## Information supplied
· · · ·
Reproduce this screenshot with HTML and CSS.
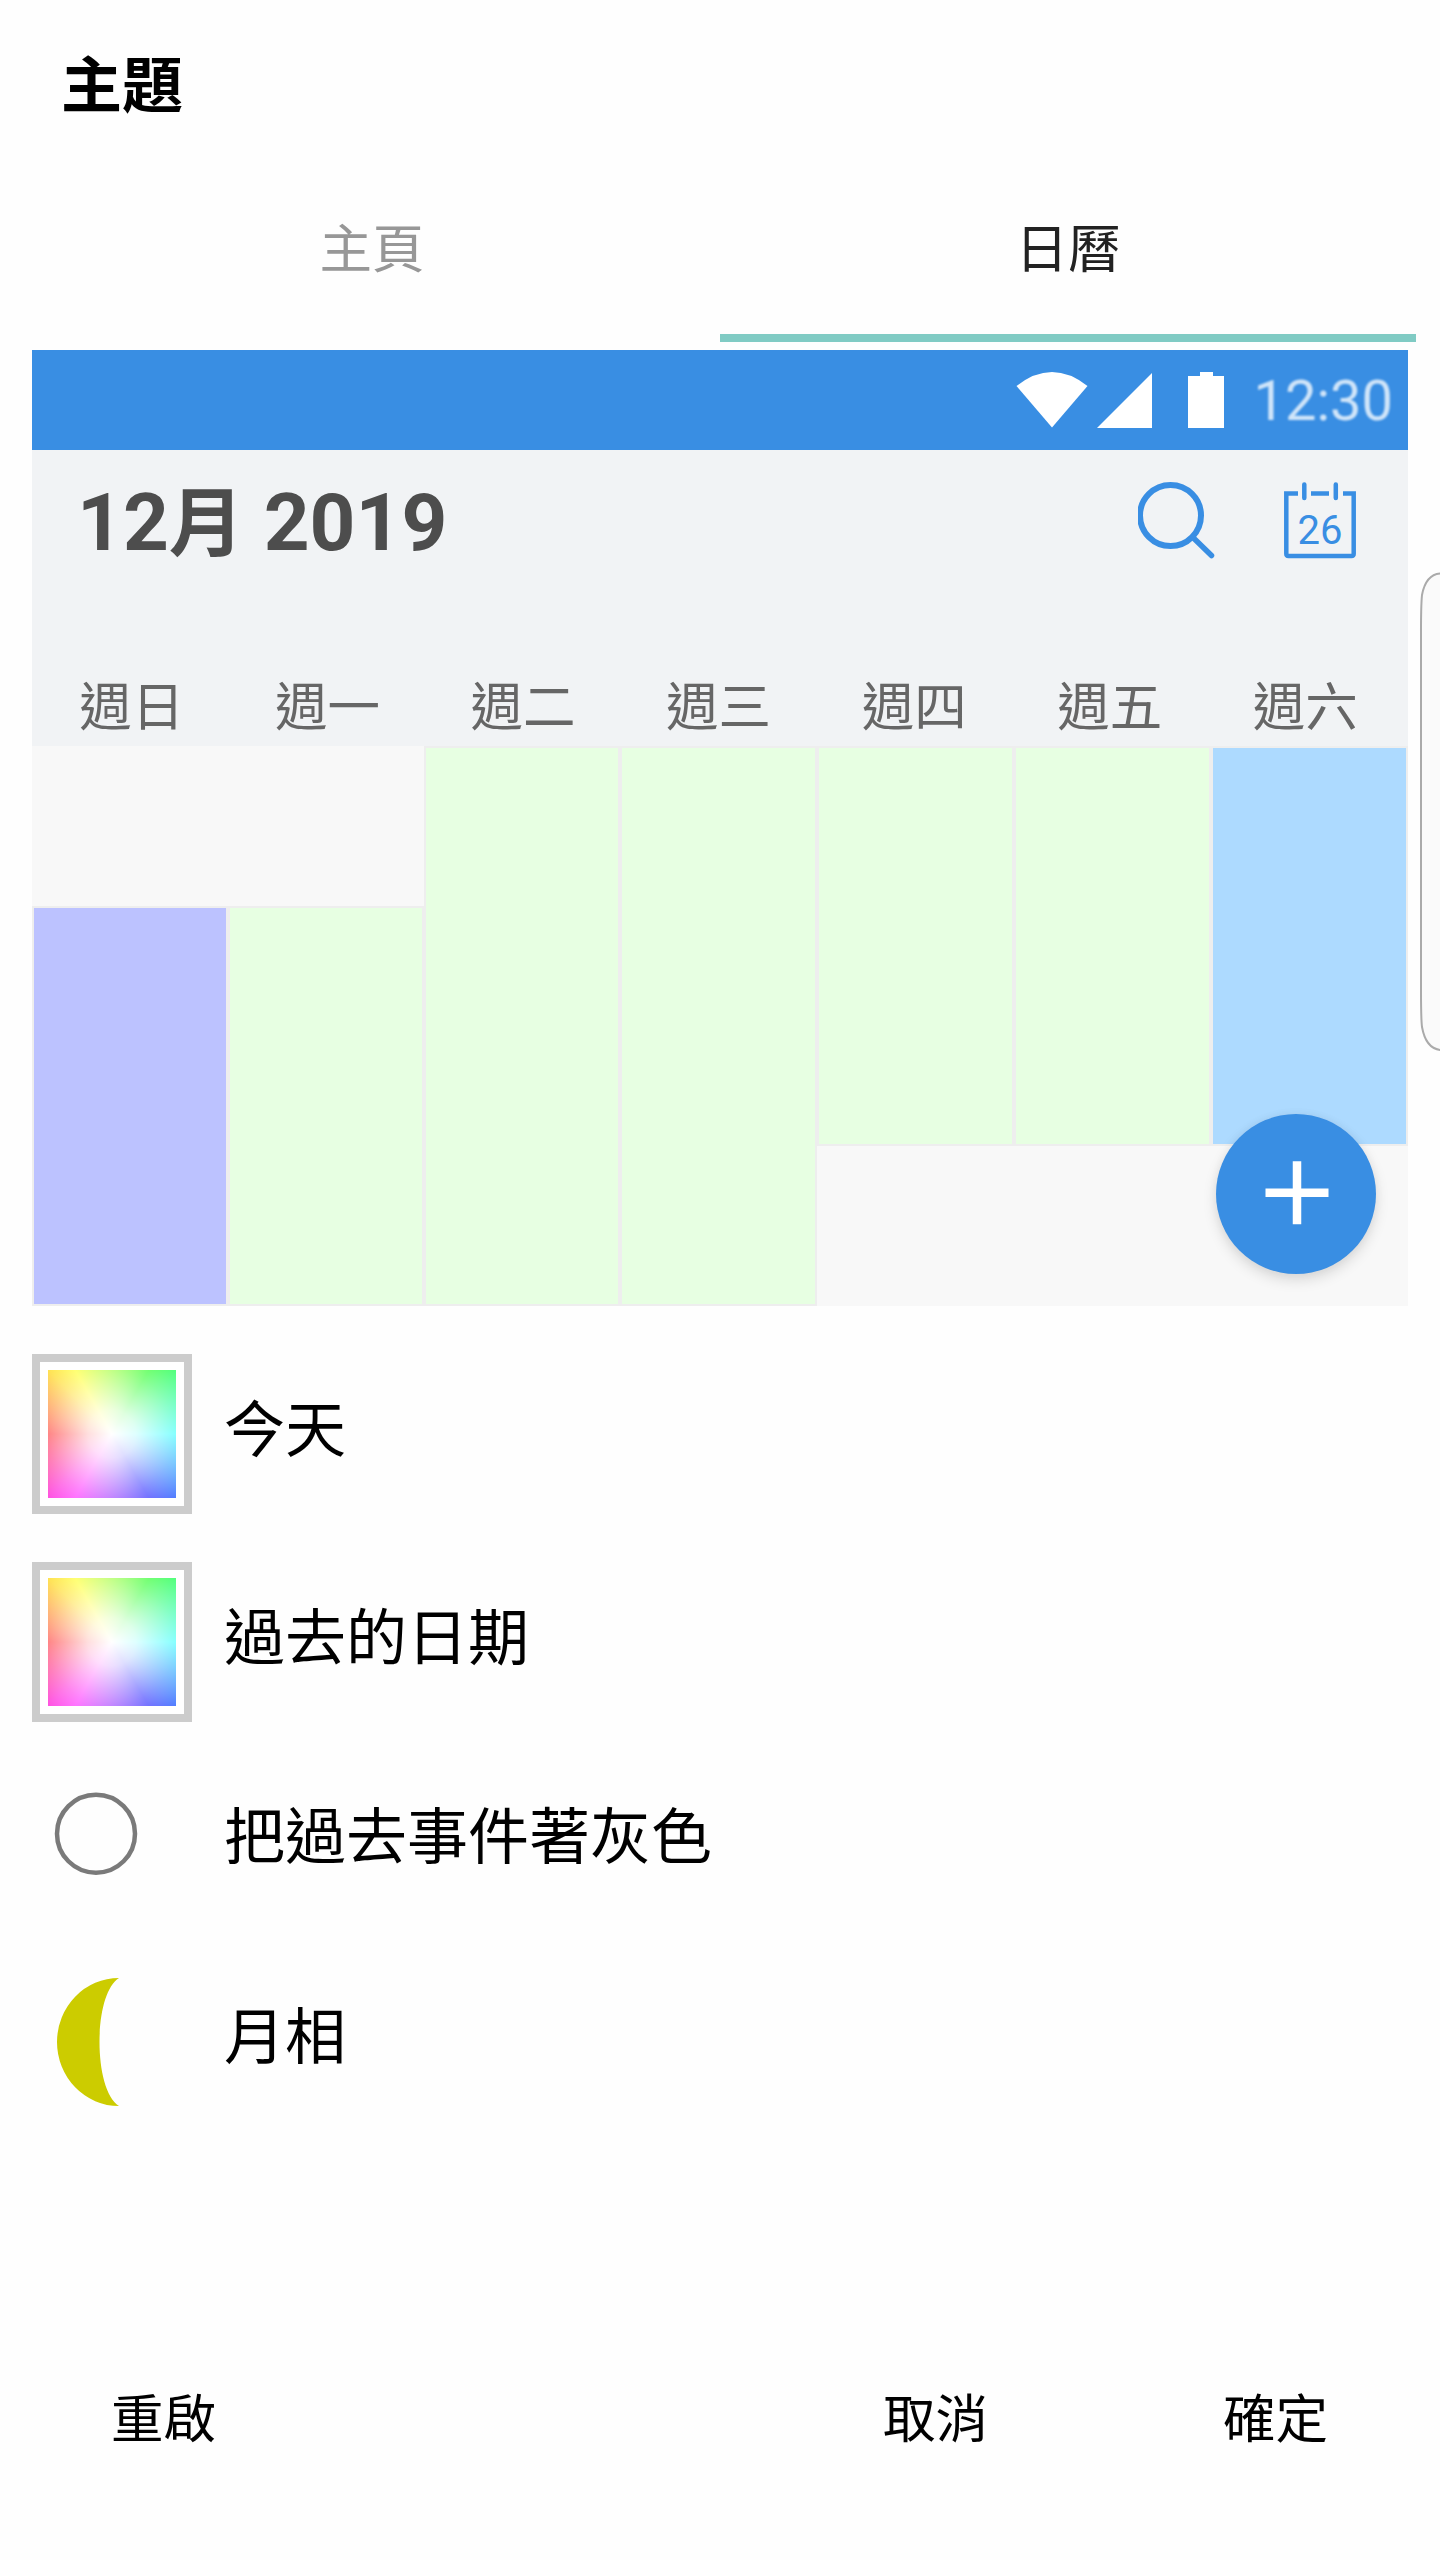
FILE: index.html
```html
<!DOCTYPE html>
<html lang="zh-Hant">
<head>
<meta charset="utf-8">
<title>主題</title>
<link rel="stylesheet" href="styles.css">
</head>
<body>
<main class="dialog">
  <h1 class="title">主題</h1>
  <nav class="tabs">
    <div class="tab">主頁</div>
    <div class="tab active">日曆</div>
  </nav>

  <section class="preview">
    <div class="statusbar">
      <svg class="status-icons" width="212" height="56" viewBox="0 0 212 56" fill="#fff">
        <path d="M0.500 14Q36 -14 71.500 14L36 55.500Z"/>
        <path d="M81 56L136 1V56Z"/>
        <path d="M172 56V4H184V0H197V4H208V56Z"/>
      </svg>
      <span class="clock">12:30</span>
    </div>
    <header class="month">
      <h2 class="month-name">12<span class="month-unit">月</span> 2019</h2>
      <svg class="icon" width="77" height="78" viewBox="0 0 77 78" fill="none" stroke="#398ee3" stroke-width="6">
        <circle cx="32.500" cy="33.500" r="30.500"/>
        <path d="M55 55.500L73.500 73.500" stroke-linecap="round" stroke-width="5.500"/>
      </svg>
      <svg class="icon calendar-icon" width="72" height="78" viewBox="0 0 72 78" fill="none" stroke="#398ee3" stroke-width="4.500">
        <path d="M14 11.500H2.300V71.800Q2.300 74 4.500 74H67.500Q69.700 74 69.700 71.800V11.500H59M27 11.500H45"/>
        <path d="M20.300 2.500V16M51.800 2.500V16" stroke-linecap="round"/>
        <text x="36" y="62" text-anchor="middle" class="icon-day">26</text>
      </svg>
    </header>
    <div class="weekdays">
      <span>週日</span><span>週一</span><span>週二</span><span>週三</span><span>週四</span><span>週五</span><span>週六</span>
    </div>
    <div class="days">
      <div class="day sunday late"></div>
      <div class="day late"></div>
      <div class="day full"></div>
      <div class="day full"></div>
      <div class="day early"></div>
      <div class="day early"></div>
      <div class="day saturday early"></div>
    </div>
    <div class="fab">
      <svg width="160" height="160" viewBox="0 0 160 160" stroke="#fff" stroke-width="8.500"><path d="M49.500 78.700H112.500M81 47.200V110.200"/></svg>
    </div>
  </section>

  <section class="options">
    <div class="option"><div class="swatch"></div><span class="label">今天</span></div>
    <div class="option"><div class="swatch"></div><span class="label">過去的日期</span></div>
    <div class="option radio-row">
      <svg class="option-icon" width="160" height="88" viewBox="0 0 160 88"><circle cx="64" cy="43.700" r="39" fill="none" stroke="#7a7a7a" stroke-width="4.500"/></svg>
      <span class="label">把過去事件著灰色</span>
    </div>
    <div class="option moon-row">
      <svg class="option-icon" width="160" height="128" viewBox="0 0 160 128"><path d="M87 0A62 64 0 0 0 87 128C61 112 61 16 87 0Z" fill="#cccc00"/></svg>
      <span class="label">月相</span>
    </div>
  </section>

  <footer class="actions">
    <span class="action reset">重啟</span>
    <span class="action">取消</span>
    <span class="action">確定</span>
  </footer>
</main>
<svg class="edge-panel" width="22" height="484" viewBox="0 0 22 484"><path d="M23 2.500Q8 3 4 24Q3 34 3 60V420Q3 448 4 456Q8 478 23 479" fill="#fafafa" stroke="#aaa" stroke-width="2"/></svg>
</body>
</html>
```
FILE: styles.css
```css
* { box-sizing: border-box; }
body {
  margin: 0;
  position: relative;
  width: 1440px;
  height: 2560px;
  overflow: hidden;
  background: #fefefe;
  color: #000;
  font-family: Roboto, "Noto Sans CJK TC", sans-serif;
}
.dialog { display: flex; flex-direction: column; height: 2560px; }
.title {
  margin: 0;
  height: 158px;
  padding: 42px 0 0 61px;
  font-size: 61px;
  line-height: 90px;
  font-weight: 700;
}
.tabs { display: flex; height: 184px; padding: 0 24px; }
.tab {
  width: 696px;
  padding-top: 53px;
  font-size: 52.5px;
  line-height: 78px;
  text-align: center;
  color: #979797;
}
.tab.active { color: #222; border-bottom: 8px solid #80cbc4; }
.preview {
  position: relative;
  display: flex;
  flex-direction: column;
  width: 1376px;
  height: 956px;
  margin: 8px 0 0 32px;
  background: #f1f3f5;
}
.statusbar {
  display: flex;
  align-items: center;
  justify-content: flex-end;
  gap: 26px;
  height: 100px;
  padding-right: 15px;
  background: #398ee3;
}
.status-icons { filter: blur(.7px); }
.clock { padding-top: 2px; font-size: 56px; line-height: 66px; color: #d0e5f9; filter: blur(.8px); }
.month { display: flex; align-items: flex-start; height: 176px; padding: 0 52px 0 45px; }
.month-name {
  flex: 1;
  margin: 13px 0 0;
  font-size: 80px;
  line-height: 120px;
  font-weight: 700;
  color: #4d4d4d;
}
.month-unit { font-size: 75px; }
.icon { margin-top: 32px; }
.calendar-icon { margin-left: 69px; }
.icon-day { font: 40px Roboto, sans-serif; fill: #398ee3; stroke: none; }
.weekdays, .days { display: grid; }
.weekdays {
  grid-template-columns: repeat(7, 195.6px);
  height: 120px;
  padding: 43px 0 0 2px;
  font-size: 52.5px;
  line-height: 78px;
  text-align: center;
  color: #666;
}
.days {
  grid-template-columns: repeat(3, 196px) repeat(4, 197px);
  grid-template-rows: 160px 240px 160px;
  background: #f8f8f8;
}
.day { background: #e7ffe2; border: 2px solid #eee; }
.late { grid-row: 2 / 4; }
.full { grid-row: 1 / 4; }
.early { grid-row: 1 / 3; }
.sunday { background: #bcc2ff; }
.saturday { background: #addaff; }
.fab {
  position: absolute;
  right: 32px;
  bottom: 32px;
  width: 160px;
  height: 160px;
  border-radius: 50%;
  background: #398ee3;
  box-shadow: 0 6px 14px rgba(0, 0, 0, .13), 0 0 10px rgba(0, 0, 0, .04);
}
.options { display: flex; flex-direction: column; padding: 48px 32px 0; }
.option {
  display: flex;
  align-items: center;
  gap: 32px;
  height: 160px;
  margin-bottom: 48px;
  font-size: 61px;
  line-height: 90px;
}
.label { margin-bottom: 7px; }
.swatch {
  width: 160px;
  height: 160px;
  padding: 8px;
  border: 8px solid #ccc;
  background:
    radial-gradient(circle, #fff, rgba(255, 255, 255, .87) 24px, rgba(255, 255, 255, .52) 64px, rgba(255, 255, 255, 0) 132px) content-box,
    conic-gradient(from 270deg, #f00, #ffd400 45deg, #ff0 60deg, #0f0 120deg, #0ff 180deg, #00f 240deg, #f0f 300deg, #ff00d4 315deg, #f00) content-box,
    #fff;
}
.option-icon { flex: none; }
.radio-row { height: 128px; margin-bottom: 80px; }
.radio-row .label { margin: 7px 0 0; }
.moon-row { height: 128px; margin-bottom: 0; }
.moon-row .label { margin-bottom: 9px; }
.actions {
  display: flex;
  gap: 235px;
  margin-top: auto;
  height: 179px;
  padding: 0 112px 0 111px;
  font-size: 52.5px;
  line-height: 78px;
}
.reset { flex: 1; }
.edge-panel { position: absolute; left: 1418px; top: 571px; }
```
· · · ·
Write out each line of the data exactly; the images should be left out.

Reproduce this screenshot with HTML and CSS.
FILE: index.html
```html
<!DOCTYPE html>
<html lang="zh-Hant">
<head>
<meta charset="utf-8">
<title>主題</title>
<link rel="stylesheet" href="styles.css">
</head>
<body>
<main class="dialog">
  <h1 class="title">主題</h1>
  <nav class="tabs">
    <div class="tab">主頁</div>
    <div class="tab active">日曆</div>
  </nav>

  <section class="preview">
    <div class="statusbar">
      <svg class="status-icons" width="212" height="56" viewBox="0 0 212 56" fill="#fff">
        <path d="M0.500 14Q36 -14 71.500 14L36 55.500Z"/>
        <path d="M81 56L136 1V56Z"/>
        <path d="M172 56V4H184V0H197V4H208V56Z"/>
      </svg>
      <span class="clock">12:30</span>
    </div>
    <header class="month">
      <h2 class="month-name">12<span class="month-unit">月</span> 2019</h2>
      <svg class="icon" width="77" height="78" viewBox="0 0 77 78" fill="none" stroke="#398ee3" stroke-width="6">
        <circle cx="32.500" cy="33.500" r="30.500"/>
        <path d="M55 55.500L73.500 73.500" stroke-linecap="round" stroke-width="5.500"/>
      </svg>
      <svg class="icon calendar-icon" width="72" height="78" viewBox="0 0 72 78" fill="none" stroke="#398ee3" stroke-width="4.500">
        <path d="M14 11.500H2.300V71.800Q2.300 74 4.500 74H67.500Q69.700 74 69.700 71.800V11.500H59M27 11.500H45"/>
        <path d="M20.300 2.500V16M51.800 2.500V16" stroke-linecap="round"/>
        <text x="36" y="62" text-anchor="middle" class="icon-day">26</text>
      </svg>
    </header>
    <div class="weekdays">
      <span>週日</span><span>週一</span><span>週二</span><span>週三</span><span>週四</span><span>週五</span><span>週六</span>
    </div>
    <div class="days">
      <div class="day sunday late"></div>
      <div class="day late"></div>
      <div class="day full"></div>
      <div class="day full"></div>
      <div class="day early"></div>
      <div class="day early"></div>
      <div class="day saturday early"></div>
    </div>
    <div class="fab">
      <svg width="160" height="160" viewBox="0 0 160 160" stroke="#fff" stroke-width="8.500"><path d="M49.500 78.700H112.500M81 47.200V110.200"/></svg>
    </div>
  </section>

  <section class="options">
    <div class="option"><div class="swatch"></div><span class="label">今天</span></div>
    <div class="option"><div class="swatch"></div><span class="label">過去的日期</span></div>
    <div class="option radio-row">
      <svg class="option-icon" width="160" height="88" viewBox="0 0 160 88"><circle cx="64" cy="43.700" r="39" fill="none" stroke="#7a7a7a" stroke-width="4.500"/></svg>
      <span class="label">把過去事件著灰色</span>
    </div>
    <div class="option moon-row">
      <svg class="option-icon" width="160" height="128" viewBox="0 0 160 128"><path d="M87 0A62 64 0 0 0 87 128C61 112 61 16 87 0Z" fill="#cccc00"/></svg>
      <span class="label">月相</span>
    </div>
  </section>

  <footer class="actions">
    <span class="action reset">重啟</span>
    <span class="action">取消</span>
    <span class="action">確定</span>
  </footer>
</main>
<svg class="edge-panel" width="22" height="484" viewBox="0 0 22 484"><path d="M23 2.500Q8 3 4 24Q3 34 3 60V420Q3 448 4 456Q8 478 23 479" fill="#fafafa" stroke="#aaa" stroke-width="2"/></svg>
</body>
</html>
```
FILE: styles.css
```css
* { box-sizing: border-box; }
body {
  margin: 0;
  position: relative;
  width: 1440px;
  height: 2560px;
  overflow: hidden;
  background: #fefefe;
  color: #000;
  font-family: Roboto, "Noto Sans CJK TC", sans-serif;
}
.dialog { display: flex; flex-direction: column; height: 2560px; }
.title {
  margin: 0;
  height: 158px;
  padding: 42px 0 0 61px;
  font-size: 61px;
  line-height: 90px;
  font-weight: 700;
}
.tabs { display: flex; height: 184px; padding: 0 24px; }
.tab {
  width: 696px;
  padding-top: 53px;
  font-size: 52.5px;
  line-height: 78px;
  text-align: center;
  color: #979797;
}
.tab.active { color: #222; border-bottom: 8px solid #80cbc4; }
.preview {
  position: relative;
  display: flex;
  flex-direction: column;
  width: 1376px;
  height: 956px;
  margin: 8px 0 0 32px;
  background: #f1f3f5;
}
.statusbar {
  display: flex;
  align-items: center;
  justify-content: flex-end;
  gap: 26px;
  height: 100px;
  padding-right: 15px;
  background: #398ee3;
}
.status-icons { filter: blur(.7px); }
.clock { padding-top: 2px; font-size: 56px; line-height: 66px; color: #d0e5f9; filter: blur(.8px); }
.month { display: flex; align-items: flex-start; height: 176px; padding: 0 52px 0 45px; }
.month-name {
  flex: 1;
  margin: 13px 0 0;
  font-size: 80px;
  line-height: 120px;
  font-weight: 700;
  color: #4d4d4d;
}
.month-unit { font-size: 75px; }
.icon { margin-top: 32px; }
.calendar-icon { margin-left: 69px; }
.icon-day { font: 40px Roboto, sans-serif; fill: #398ee3; stroke: none; }
.weekdays, .days { display: grid; }
.weekdays {
  grid-template-columns: repeat(7, 195.6px);
  height: 120px;
  padding: 43px 0 0 2px;
  font-size: 52.5px;
  line-height: 78px;
  text-align: center;
  color: #666;
}
.days {
  grid-template-columns: repeat(3, 196px) repeat(4, 197px);
  grid-template-rows: 160px 240px 160px;
  background: #f8f8f8;
}
.day { background: #e7ffe2; border: 2px solid #eee; }
.late { grid-row: 2 / 4; }
.full { grid-row: 1 / 4; }
.early { grid-row: 1 / 3; }
.sunday { background: #bcc2ff; }
.saturday { background: #addaff; }
.fab {
  position: absolute;
  right: 32px;
  bottom: 32px;
  width: 160px;
  height: 160px;
  border-radius: 50%;
  background: #398ee3;
  box-shadow: 0 6px 14px rgba(0, 0, 0, .13), 0 0 10px rgba(0, 0, 0, .04);
}
.options { display: flex; flex-direction: column; padding: 48px 32px 0; }
.option {
  display: flex;
  align-items: center;
  gap: 32px;
  height: 160px;
  margin-bottom: 48px;
  font-size: 61px;
  line-height: 90px;
}
.label { margin-bottom: 7px; }
.swatch {
  width: 160px;
  height: 160px;
  padding: 8px;
  border: 8px solid #ccc;
  background:
    radial-gradient(circle, #fff, rgba(255, 255, 255, .87) 24px, rgba(255, 255, 255, .52) 64px, rgba(255, 255, 255, 0) 132px) content-box,
    conic-gradient(from 270deg, #f00, #ffd400 45deg, #ff0 60deg, #0f0 120deg, #0ff 180deg, #00f 240deg, #f0f 300deg, #ff00d4 315deg, #f00) content-box,
    #fff;
}
.option-icon { flex: none; }
.radio-row { height: 128px; margin-bottom: 80px; }
.radio-row .label { margin: 7px 0 0; }
.moon-row { height: 128px; margin-bottom: 0; }
.moon-row .label { margin-bottom: 9px; }
.actions {
  display: flex;
  gap: 235px;
  margin-top: auto;
  height: 179px;
  padding: 0 112px 0 111px;
  font-size: 52.5px;
  line-height: 78px;
}
.reset { flex: 1; }
.edge-panel { position: absolute; left: 1418px; top: 571px; }
```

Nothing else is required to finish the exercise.